### RECORDED INFORMATION:
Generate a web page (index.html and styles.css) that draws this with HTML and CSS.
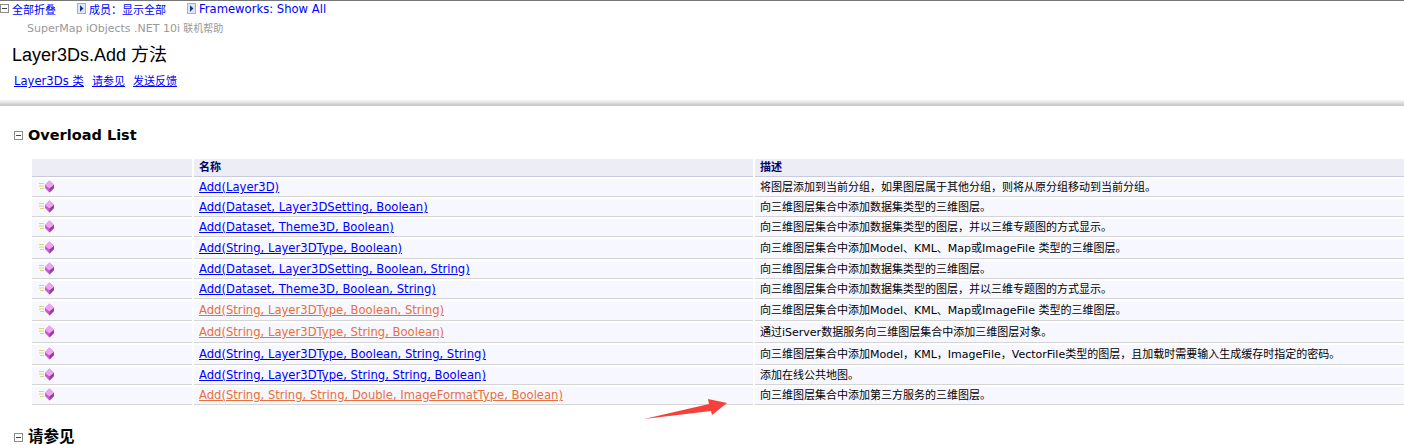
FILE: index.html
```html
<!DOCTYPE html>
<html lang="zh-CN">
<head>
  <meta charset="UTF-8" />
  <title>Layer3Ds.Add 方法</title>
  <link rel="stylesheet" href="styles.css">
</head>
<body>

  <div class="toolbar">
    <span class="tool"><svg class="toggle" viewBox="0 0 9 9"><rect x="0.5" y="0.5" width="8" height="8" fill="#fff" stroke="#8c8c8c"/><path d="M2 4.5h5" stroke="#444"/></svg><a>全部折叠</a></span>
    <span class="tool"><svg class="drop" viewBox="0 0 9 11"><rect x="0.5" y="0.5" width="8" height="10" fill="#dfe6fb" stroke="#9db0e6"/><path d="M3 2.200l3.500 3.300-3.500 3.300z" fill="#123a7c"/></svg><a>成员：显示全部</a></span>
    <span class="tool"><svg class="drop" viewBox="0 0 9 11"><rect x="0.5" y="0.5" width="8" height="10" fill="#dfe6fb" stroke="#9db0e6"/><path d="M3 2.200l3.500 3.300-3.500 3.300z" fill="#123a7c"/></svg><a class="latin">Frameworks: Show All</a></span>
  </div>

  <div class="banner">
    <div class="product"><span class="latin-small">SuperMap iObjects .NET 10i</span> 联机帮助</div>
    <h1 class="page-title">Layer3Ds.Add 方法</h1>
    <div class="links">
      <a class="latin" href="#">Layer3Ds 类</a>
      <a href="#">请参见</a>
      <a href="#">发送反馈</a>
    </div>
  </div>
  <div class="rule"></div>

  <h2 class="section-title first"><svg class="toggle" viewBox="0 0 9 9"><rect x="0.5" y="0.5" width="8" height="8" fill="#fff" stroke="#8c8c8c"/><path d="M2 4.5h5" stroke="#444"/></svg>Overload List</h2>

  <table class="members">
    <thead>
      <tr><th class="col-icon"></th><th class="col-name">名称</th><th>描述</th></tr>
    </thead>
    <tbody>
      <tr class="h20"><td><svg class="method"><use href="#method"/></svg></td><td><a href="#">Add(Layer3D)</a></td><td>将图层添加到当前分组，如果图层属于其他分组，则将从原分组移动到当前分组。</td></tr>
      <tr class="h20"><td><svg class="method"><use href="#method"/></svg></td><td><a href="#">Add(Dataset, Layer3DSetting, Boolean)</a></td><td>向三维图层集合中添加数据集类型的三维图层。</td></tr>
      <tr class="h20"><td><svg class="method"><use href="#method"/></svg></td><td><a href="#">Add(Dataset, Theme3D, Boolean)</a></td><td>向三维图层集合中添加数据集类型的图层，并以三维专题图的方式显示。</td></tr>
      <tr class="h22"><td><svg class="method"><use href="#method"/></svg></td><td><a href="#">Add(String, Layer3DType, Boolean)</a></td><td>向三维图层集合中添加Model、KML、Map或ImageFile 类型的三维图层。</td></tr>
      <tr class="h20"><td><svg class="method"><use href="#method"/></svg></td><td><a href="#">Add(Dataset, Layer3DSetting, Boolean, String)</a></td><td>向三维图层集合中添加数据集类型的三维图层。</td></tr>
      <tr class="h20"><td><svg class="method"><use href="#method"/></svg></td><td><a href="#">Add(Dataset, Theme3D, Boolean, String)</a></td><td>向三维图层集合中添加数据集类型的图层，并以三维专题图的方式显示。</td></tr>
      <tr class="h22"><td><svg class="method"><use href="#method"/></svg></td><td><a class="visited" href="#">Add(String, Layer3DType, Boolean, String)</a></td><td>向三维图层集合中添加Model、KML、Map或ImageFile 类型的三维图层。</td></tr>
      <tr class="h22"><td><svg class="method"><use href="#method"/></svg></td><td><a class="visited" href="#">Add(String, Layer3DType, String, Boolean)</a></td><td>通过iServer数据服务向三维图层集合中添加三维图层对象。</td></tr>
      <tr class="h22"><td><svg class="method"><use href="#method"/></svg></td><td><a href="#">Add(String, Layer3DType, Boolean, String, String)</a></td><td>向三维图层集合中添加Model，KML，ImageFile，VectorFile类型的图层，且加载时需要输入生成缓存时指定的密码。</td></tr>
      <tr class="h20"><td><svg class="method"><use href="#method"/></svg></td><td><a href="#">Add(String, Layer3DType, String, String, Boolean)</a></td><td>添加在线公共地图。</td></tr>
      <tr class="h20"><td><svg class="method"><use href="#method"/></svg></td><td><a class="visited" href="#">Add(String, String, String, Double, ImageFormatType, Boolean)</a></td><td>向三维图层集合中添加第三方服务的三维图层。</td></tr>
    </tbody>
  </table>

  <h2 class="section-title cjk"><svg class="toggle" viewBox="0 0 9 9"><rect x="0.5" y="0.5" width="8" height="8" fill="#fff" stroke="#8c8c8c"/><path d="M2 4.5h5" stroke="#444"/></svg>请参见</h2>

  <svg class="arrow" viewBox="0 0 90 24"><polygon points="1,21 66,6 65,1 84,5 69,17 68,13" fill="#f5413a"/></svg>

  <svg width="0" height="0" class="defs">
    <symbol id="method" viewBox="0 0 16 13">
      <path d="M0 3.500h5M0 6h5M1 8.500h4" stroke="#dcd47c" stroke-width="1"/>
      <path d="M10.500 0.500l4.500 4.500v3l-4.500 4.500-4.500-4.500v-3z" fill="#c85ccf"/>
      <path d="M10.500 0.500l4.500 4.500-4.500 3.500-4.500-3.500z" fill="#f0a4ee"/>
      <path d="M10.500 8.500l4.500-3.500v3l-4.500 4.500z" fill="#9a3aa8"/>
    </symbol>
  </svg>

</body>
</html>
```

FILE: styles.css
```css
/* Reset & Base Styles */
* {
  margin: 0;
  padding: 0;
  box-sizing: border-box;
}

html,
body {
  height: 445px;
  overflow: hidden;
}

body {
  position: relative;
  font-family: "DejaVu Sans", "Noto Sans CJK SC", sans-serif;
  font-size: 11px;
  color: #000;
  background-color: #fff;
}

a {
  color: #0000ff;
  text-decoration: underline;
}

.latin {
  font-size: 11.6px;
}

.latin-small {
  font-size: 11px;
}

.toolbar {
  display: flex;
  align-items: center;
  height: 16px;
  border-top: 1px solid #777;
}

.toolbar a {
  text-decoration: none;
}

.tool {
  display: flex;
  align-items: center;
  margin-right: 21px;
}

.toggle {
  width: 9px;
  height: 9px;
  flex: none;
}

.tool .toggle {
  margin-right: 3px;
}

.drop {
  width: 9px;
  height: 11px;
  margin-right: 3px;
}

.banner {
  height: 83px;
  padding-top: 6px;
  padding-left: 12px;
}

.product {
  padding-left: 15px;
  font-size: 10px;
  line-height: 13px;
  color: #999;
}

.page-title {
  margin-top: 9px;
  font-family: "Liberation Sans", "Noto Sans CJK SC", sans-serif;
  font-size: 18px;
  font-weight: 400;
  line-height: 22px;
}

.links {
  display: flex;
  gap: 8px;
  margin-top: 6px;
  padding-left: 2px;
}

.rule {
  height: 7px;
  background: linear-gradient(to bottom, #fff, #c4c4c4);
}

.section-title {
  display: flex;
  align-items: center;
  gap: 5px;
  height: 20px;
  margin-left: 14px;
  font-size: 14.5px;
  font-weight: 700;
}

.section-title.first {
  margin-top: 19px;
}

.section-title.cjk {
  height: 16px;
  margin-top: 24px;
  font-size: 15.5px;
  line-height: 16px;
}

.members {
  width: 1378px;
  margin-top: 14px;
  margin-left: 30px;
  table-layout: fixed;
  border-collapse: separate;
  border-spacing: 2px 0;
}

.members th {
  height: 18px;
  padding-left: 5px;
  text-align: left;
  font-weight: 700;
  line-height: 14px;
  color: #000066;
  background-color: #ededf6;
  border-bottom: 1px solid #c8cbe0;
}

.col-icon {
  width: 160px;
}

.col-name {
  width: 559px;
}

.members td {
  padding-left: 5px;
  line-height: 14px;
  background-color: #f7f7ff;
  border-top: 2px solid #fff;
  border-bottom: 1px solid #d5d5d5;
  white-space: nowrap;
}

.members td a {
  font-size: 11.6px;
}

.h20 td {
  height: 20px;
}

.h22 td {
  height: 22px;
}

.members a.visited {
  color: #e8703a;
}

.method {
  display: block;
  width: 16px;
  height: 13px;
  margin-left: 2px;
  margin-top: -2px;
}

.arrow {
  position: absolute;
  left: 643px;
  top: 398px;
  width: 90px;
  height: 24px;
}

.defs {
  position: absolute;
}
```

### EXERCISE:
Spot every line that holds "index" and copy it.

### RIGHT ANSWER:
Generate a web page (index.html and styles.css) that draws this with HTML and CSS.
FILE: index.html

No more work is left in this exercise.